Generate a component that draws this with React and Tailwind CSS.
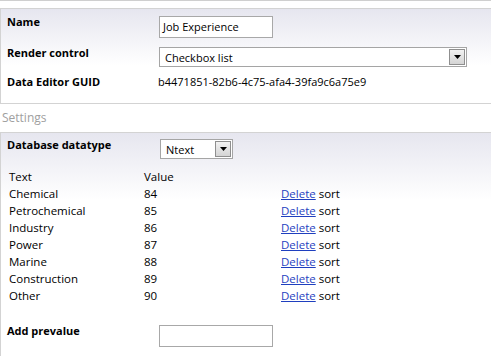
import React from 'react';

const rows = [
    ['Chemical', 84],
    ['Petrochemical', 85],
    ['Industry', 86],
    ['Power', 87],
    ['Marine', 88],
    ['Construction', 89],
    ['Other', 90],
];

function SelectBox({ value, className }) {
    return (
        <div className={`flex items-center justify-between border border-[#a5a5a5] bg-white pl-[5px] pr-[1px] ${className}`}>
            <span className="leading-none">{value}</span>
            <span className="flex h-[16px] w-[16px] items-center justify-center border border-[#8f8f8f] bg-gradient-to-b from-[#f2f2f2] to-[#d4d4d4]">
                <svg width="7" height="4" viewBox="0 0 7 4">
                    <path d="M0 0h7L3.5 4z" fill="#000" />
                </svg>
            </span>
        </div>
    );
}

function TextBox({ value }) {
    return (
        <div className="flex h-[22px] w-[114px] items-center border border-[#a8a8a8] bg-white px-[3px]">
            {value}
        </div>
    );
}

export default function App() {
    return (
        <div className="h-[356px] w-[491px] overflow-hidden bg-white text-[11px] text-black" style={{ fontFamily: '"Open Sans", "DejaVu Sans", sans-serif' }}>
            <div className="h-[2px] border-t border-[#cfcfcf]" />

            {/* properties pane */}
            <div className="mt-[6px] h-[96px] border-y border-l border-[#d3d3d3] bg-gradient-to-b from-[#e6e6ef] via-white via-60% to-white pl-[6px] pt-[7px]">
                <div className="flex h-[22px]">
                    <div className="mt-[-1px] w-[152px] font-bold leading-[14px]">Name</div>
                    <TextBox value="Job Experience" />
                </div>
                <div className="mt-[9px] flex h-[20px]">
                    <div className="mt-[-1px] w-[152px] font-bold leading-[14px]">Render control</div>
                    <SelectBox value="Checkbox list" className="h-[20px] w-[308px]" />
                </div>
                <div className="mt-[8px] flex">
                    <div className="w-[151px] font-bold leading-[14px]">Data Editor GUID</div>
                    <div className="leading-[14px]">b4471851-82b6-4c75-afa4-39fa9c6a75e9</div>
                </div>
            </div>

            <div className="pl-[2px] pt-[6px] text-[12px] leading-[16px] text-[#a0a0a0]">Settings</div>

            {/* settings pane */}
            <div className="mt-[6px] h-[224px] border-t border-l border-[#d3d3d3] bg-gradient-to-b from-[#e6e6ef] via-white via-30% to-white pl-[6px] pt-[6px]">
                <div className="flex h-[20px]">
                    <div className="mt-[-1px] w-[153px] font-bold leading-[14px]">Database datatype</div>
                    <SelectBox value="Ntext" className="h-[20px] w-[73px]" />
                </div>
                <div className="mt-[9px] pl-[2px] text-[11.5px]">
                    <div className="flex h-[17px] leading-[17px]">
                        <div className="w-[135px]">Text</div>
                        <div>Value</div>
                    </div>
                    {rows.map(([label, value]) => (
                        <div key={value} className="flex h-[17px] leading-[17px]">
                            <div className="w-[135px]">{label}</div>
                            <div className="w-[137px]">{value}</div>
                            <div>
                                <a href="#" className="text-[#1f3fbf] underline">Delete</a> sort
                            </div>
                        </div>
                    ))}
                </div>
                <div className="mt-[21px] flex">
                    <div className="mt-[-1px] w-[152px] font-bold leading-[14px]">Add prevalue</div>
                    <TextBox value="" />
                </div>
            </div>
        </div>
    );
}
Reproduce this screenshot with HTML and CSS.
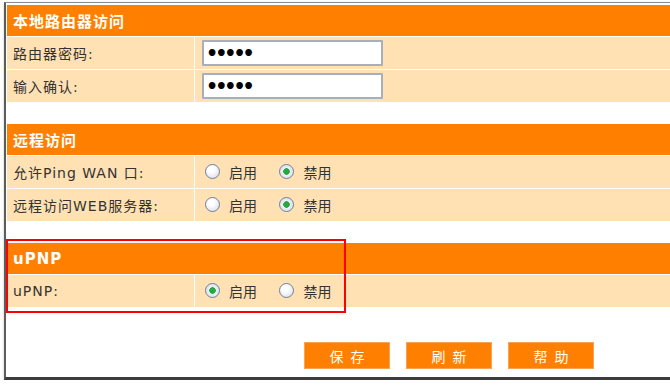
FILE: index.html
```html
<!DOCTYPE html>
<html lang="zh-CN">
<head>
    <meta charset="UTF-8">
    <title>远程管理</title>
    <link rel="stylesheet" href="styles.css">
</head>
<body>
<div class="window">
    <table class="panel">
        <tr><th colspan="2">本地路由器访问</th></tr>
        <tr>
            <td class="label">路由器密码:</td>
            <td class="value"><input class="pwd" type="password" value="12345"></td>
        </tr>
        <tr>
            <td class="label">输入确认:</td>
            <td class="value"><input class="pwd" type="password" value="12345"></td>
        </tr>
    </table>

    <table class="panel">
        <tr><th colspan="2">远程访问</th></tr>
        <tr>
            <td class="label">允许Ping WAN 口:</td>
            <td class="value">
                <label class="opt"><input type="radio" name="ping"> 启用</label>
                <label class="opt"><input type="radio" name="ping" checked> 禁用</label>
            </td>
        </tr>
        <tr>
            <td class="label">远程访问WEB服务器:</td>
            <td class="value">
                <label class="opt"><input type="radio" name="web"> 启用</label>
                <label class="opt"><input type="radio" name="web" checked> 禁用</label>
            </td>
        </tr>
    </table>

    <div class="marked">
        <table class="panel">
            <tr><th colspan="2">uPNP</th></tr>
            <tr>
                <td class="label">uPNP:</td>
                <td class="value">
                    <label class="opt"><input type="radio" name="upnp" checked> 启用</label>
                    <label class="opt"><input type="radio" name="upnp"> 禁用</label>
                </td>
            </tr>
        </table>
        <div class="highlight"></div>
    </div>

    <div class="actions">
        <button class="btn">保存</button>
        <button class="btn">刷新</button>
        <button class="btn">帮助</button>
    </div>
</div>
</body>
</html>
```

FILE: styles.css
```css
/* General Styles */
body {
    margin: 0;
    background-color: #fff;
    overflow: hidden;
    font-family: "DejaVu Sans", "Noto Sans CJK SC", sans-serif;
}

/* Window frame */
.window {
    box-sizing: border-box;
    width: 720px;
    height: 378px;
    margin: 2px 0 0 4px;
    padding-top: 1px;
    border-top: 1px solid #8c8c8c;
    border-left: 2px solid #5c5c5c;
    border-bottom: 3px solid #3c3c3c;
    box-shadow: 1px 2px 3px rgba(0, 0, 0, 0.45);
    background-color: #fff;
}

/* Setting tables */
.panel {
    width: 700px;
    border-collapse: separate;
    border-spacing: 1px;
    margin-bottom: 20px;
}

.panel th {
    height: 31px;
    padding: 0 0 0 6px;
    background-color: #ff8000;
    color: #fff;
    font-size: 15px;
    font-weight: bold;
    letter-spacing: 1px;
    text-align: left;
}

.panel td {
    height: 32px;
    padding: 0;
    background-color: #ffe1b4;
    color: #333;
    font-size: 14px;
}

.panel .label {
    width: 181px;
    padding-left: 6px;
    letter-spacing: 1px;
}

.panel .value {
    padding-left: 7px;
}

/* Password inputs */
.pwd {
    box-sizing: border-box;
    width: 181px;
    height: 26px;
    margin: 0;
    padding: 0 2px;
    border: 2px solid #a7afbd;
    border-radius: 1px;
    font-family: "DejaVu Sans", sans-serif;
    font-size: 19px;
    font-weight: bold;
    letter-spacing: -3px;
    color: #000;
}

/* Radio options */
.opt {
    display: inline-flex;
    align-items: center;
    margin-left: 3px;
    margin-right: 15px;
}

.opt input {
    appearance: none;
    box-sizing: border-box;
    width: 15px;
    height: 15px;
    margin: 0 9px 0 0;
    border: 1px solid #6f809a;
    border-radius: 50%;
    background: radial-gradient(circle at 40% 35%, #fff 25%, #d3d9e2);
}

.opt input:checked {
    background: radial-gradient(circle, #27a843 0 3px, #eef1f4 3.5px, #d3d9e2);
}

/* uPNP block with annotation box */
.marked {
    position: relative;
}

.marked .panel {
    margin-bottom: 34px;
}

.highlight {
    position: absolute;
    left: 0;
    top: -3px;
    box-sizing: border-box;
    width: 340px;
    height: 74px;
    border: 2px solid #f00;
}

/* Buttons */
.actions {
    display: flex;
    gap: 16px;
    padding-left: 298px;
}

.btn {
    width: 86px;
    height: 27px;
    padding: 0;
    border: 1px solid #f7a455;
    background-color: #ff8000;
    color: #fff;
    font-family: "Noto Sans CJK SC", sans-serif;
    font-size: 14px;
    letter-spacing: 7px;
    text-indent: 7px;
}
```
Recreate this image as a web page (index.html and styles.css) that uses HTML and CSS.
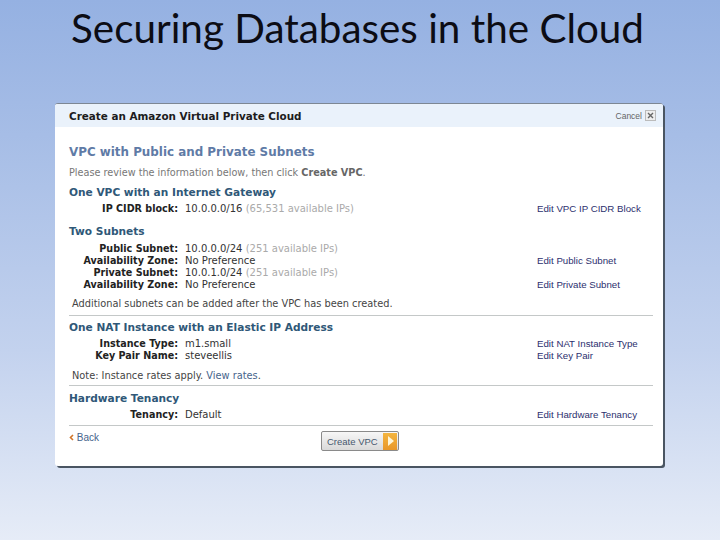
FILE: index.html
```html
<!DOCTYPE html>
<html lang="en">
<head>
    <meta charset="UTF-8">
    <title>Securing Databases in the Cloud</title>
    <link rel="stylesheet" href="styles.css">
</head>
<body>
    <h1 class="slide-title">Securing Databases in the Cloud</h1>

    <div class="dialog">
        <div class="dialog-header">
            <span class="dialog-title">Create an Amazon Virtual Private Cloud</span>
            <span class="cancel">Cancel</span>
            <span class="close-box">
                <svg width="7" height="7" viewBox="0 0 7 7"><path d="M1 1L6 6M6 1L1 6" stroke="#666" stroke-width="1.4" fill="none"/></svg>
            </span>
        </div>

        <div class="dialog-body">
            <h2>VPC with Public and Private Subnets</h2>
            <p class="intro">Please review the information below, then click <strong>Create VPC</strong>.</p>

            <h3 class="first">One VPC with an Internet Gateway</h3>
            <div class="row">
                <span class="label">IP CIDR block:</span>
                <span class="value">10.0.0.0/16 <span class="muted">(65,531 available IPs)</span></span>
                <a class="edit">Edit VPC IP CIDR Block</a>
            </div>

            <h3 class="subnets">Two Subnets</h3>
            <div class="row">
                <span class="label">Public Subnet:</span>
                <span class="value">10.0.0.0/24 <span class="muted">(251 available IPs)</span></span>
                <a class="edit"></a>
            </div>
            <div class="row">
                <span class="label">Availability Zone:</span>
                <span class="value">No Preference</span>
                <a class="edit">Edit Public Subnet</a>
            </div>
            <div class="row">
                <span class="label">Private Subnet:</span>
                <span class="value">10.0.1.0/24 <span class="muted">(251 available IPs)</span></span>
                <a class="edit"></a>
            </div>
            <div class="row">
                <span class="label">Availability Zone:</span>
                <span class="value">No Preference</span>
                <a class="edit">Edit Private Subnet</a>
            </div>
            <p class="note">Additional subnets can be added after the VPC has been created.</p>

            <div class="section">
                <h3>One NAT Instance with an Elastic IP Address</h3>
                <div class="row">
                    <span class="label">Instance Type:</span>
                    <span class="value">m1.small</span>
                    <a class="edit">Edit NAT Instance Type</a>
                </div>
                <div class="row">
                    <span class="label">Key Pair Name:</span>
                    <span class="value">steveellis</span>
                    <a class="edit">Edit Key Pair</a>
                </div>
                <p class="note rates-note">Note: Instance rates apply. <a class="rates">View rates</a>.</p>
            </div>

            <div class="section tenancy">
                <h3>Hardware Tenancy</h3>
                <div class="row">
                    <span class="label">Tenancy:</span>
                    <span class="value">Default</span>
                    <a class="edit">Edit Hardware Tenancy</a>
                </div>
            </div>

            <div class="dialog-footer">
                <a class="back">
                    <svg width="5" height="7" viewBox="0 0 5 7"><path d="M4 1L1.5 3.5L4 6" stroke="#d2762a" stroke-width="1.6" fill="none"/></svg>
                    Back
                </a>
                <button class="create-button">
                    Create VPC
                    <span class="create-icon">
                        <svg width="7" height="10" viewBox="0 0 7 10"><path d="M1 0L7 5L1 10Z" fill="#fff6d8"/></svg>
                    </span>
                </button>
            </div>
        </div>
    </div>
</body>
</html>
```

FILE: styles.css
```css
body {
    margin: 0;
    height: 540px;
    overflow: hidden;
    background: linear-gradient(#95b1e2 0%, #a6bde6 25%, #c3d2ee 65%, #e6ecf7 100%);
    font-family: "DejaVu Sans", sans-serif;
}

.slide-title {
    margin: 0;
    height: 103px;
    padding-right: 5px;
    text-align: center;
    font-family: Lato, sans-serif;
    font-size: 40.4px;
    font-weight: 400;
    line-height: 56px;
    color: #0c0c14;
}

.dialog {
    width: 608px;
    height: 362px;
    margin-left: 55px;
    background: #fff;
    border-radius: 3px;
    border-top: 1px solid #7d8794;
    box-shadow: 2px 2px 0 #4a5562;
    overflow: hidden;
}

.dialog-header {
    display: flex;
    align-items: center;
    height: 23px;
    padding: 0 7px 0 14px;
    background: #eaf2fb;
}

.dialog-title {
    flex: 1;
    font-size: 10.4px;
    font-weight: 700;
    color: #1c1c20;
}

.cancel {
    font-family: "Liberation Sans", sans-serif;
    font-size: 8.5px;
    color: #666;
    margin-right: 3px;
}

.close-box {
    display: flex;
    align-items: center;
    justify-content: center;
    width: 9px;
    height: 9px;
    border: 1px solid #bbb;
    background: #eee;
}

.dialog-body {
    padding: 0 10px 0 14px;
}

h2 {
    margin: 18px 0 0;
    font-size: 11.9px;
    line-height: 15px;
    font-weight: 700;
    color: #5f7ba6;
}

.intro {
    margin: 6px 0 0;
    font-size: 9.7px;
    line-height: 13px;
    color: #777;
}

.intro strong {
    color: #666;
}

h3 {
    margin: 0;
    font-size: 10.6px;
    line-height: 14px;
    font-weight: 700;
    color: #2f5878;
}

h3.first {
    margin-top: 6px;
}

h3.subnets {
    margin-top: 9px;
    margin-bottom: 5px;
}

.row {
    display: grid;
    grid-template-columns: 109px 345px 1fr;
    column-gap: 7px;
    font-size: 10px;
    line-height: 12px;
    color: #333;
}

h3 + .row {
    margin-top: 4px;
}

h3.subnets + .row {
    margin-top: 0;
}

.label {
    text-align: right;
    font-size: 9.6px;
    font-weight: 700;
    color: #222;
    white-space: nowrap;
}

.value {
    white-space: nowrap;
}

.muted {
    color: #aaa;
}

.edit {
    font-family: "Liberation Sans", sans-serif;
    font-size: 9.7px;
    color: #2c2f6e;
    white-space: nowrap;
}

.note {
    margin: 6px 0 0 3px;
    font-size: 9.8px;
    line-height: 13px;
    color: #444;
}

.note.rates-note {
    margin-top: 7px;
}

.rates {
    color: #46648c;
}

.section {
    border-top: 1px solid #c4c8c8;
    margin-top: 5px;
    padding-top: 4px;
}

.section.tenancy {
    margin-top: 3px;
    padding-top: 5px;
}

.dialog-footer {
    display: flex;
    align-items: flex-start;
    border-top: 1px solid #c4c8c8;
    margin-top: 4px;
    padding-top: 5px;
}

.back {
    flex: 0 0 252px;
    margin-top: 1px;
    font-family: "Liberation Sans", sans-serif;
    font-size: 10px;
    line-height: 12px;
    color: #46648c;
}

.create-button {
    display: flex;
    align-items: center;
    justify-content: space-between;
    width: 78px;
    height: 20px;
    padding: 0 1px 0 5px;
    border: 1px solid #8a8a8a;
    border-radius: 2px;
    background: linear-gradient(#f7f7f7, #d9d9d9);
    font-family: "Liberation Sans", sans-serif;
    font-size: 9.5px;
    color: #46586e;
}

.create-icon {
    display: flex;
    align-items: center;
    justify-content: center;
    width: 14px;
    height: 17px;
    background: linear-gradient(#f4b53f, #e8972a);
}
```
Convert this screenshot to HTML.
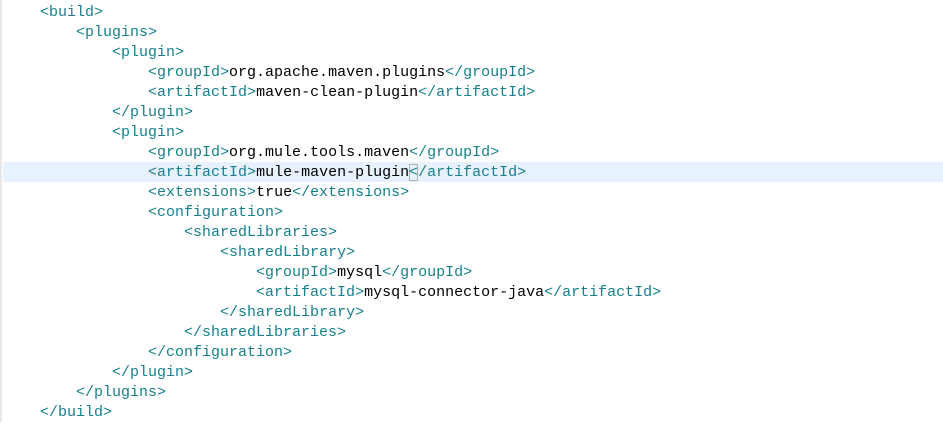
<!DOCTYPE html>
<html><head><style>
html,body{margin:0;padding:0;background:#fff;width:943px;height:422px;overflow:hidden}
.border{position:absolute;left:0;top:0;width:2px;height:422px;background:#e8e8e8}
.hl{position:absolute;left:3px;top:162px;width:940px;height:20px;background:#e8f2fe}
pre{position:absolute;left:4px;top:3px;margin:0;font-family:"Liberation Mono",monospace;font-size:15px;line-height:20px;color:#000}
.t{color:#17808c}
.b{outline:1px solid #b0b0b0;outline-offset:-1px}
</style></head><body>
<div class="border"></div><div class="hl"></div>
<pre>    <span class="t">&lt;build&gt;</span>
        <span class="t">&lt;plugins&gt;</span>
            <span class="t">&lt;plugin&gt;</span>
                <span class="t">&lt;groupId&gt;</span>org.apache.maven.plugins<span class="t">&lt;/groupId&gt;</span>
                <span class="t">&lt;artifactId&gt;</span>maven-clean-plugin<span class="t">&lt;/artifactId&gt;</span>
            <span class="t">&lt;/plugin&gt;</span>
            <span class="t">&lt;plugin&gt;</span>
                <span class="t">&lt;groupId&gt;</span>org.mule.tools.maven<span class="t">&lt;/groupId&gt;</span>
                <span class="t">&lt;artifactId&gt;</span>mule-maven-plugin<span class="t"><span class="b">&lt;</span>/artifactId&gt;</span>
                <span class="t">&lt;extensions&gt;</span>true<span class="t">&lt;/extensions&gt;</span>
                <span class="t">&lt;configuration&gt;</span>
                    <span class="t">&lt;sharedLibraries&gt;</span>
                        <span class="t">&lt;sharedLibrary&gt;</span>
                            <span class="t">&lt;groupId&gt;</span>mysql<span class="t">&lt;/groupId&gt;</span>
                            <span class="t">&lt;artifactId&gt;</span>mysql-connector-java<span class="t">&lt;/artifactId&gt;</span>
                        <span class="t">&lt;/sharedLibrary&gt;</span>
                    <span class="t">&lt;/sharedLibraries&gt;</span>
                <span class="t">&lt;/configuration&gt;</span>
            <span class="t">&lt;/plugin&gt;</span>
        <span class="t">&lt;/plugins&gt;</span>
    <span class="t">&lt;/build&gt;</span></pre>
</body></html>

● ● ● ● ● ● ●

● What you will do
Show all lines above holding "screenshot".

● Written solution
Reproduce this screenshot with HTML and CSS.
Convert this screenshot to HTML.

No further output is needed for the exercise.